Posted by Parveen Hassan
| 13:02
When the country voted in the referendum about Europe a little more than two weeks ago, the message to politicians was clear. 

We want out of the European Union – and we want serious change in the way politics works.
Incredibly, lots of our political and business leaders have responded by showing that they still don’t get it.
Some politicians — democratically-elected politicians — have even suggested the Government should ignore the referendum result and keep Britain inside the EU.

Some business leaders, rather than planning for Britain’s departure or thinking of the opportunities withdrawal presents, have chosen to complain about the result and criticise the voters.
Well, I couldn’t be clearer.
Brexit means Brexit.

There must be no attempts to remain inside the EU, no attempts to rejoin it by the back door and no second referendum.

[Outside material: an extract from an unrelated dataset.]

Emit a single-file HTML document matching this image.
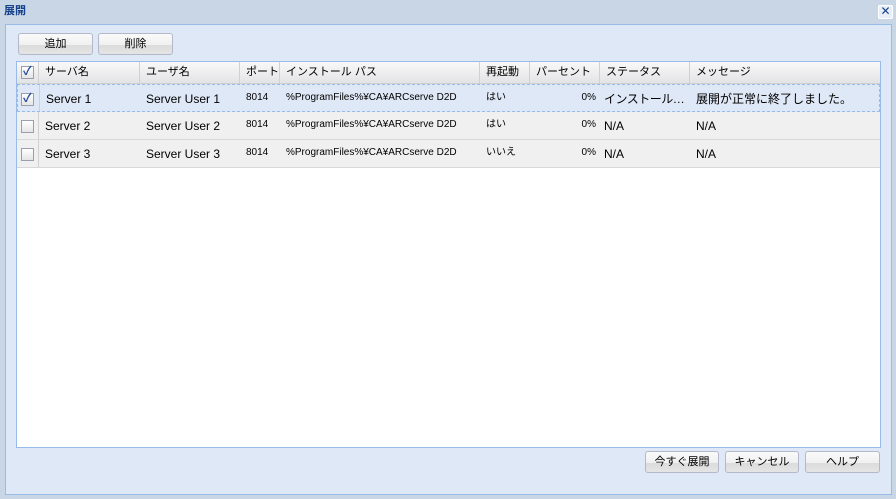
<!DOCTYPE html>
<html><head><meta charset="utf-8"><style>
*{box-sizing:border-box;margin:0;padding:0}
body{width:896px;height:499px;background:#c9d6e5;font-family:"Liberation Sans","Noto Sans CJK JP",sans-serif;font-size:11px;color:#000;position:relative;overflow:hidden}
.title{position:absolute;left:4px;top:2px;font-size:11px;font-weight:bold;color:#15428b}
.close{position:absolute;left:878px;top:5px;width:15px;height:14px;background:#e8eef7;border:1px solid #fff;border-radius:2px;color:#15428b;font-size:12px;line-height:11px;text-align:center}
.panel{position:absolute;left:5px;top:24px;width:887px;height:471px;background:#dfe8f6;border:1px solid #99bbe8}
.btn{position:absolute;height:22px;border:1px solid #b5b8c8;border-radius:3px;background:linear-gradient(#fafafa 0,#f0f0f0 55%,#dcdcdc 56%,#e4e4e4 100%);text-align:center;line-height:20px;font-size:11px}
.grid{position:absolute;left:16px;top:61px;width:865px;height:387px;background:#fff;border:1px solid #99bbe8}
.row{position:absolute;left:0;width:863px;display:flex}
.row div{border-right:1px solid #d0d0d0;padding-left:6px;white-space:nowrap;overflow:hidden}
.hdr{top:0;height:22px;background:linear-gradient(#f9f9f9,#e3e4e6);border-bottom:1px solid #d0d0d0;line-height:21px}
.r{height:28px;line-height:28px;background:#f0f0f0;border-bottom:1px solid #d8d8d8;font-size:12px}
.r .s{font-size:10px;line-height:26px}
.sel{background:#dfe8f6;border:1px dashed #99bbe8}
.cb{width:13px;height:13px;border:1px solid #98a0ad;background:linear-gradient(#fff,#e5e5e5);margin:0;display:inline-block;vertical-align:middle;position:relative}
.cb.c::after{content:"✓";position:absolute;left:1px;top:-4px;font-size:12px;color:#2b4fa0;font-weight:bold;line-height:16px}
.ell{text-overflow:ellipsis}
</style></head><body>
<div class="title">展開</div>
<div class="close">✕</div>
<div class="panel"></div>
<div class="btn" style="left:18px;top:33px;width:75px">追加</div>
<div class="btn" style="left:98px;top:33px;width:75px">削除</div>
<div class="grid">
<div class="row hdr">
<div style="width:22px;padding-left:4px"><span class="cb c"></span></div>
<div style="width:101px">サーバ名</div><div style="width:100px">ユーザ名</div><div style="width:40px">ポート</div><div style="width:200px">インストール パス</div><div style="width:50px">再起動</div><div style="width:70px">パーセント</div><div style="width:90px">ステータス</div><div style="flex:1;border:none">メッセージ</div>
</div>
<div class="row r sel" style="top:22px">
<div style="width:22px;padding-left:3px"><span class="cb c"></span></div>
<div style="width:100px;border:none">Server 1</div><div style="width:100px;border:none">Server User 1</div><div class="s" style="width:40px;border:none">8014</div><div class="s" style="width:200px;border:none">%ProgramFiles%¥CA¥ARCserve D2D</div><div class="s" style="width:50px;border:none">はい</div><div class="s" style="width:70px;border:none;text-align:right;padding-right:4px">0%</div><div class="ell" style="width:90px;border:none;padding-left:4px;padding-right:2px;letter-spacing:-0.5px">インストールは正常に終了</div><div style="flex:1;border:none">展開が正常に終了しました。</div>
</div>
<div class="row r" style="top:50px">
<div style="width:22px;padding-left:4px"><span class="cb"></span></div>
<div style="width:101px;border:none">Server 2</div><div style="width:100px;border:none">Server User 2</div><div class="s" style="width:40px;border:none">8014</div><div class="s" style="width:200px;border:none">%ProgramFiles%¥CA¥ARCserve D2D</div><div class="s" style="width:50px;border:none">はい</div><div class="s" style="width:70px;border:none;text-align:right;padding-right:4px">0%</div><div style="width:90px;border:none;padding-left:4px">N/A</div><div style="flex:1;border:none">N/A</div>
</div>
<div class="row r" style="top:78px">
<div style="width:22px;padding-left:4px"><span class="cb"></span></div>
<div style="width:101px;border:none">Server 3</div><div style="width:100px;border:none">Server User 3</div><div class="s" style="width:40px;border:none">8014</div><div class="s" style="width:200px;border:none">%ProgramFiles%¥CA¥ARCserve D2D</div><div class="s" style="width:50px;border:none">いいえ</div><div class="s" style="width:70px;border:none;text-align:right;padding-right:4px">0%</div><div style="width:90px;border:none;padding-left:4px">N/A</div><div style="flex:1;border:none">N/A</div>
</div>
</div>
<div class="btn" style="left:645px;top:451px;width:74px">今すぐ展開</div>
<div class="btn" style="left:725px;top:451px;width:74px">キャンセル</div>
<div class="btn" style="left:805px;top:451px;width:75px">ヘルプ</div>
</body></html>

The country voted to leave the European Union and, as Prime Minister, I will make sure that we leave the European Union.

Of course, there are some risks in leaving, which is why we need strong, proven leadership to steer us through a period of economic uncertainty.

But there are also some great opportunities caused by leaving the EU.
The Government will be able to do more to control immigration to Britain from other European countries.
We will be able to negotiate our own trade deals with countries outside Europe.
And we’ll be able to do lots of common-sense things, like cut back on red tape and let local councils buy British.

So we have to seize the chance to get out into the world and help British firms to do business all around the globe.

But as I’ve said, the referendum was not just a vote against our membership of the EU.
It was a vote for change — and I understand why.
In Westminster, I am sometimes criticised for doing politics my own way.
As Ken Clarke said about me this week, I can be a “bloody difficult woman”.
But as I said after-wards: “Yes, and the European Commission is about to find out.”
Because I’m not your typical politician.
I don’t tour the television studios, I don’t gossip about people over lunch, I don’t go drinking in Parliament’s bars. 

I don’t often wear my heart on my sleeve.

I just get on with the job and I think that is the kind of no-nonsense politics people want.
They also want a clear, optimistic, positive view of what Britain should look like in the years to come.
And this is important, because, while negotiating the deal that gets us out of Europe is going to be a big job, we still need to be able to get on with governing the country and changing it for the better.
My vision is simple but it is bold.

I want to make Britain a country that works not for a privileged few but for everyone, regardless of who they are and where they’re from.
Because we’re a long way from that point right now.

If you’re born poor in today’s Britain, you will die on average nine years earlier than others.
If you’re black, you’re treated more harshly by the criminal justice system than if you’re white.
If you’re a white, working-class boy, you’re less likely than anyone else in Britain to go to university.
If you’re at a state school, you’re less likely to reach the top professions than if you’re educated privately.
If you’re a woman, you still earn less than a man.

If you suffer from mental health problems, there’s too often not enough help to hand.
If you’re young, you’ll find it harder than ever before to own your own home.
These are all appalling injustices and I am determined to fight against them.
But the mission to make Britain a country that works for everyone goes further than fighting these injustices.

If you’re from an ordinary, working-class family, life is much harder than many people in politics realise.
You have a job, but you don’t always have job security.

You have your own home but you worry about mortgage rates going up.
You can just about manage, but you worry about the cost of living and the quality of the local school — because there’s no other choice for you.

Under my leadership, there will never be any doubt about whose side the Conservative Party is on.
We are going to put ourselves at the service of ordinary, working people.

It is a big job, but we will make Britain a country that works for everyone.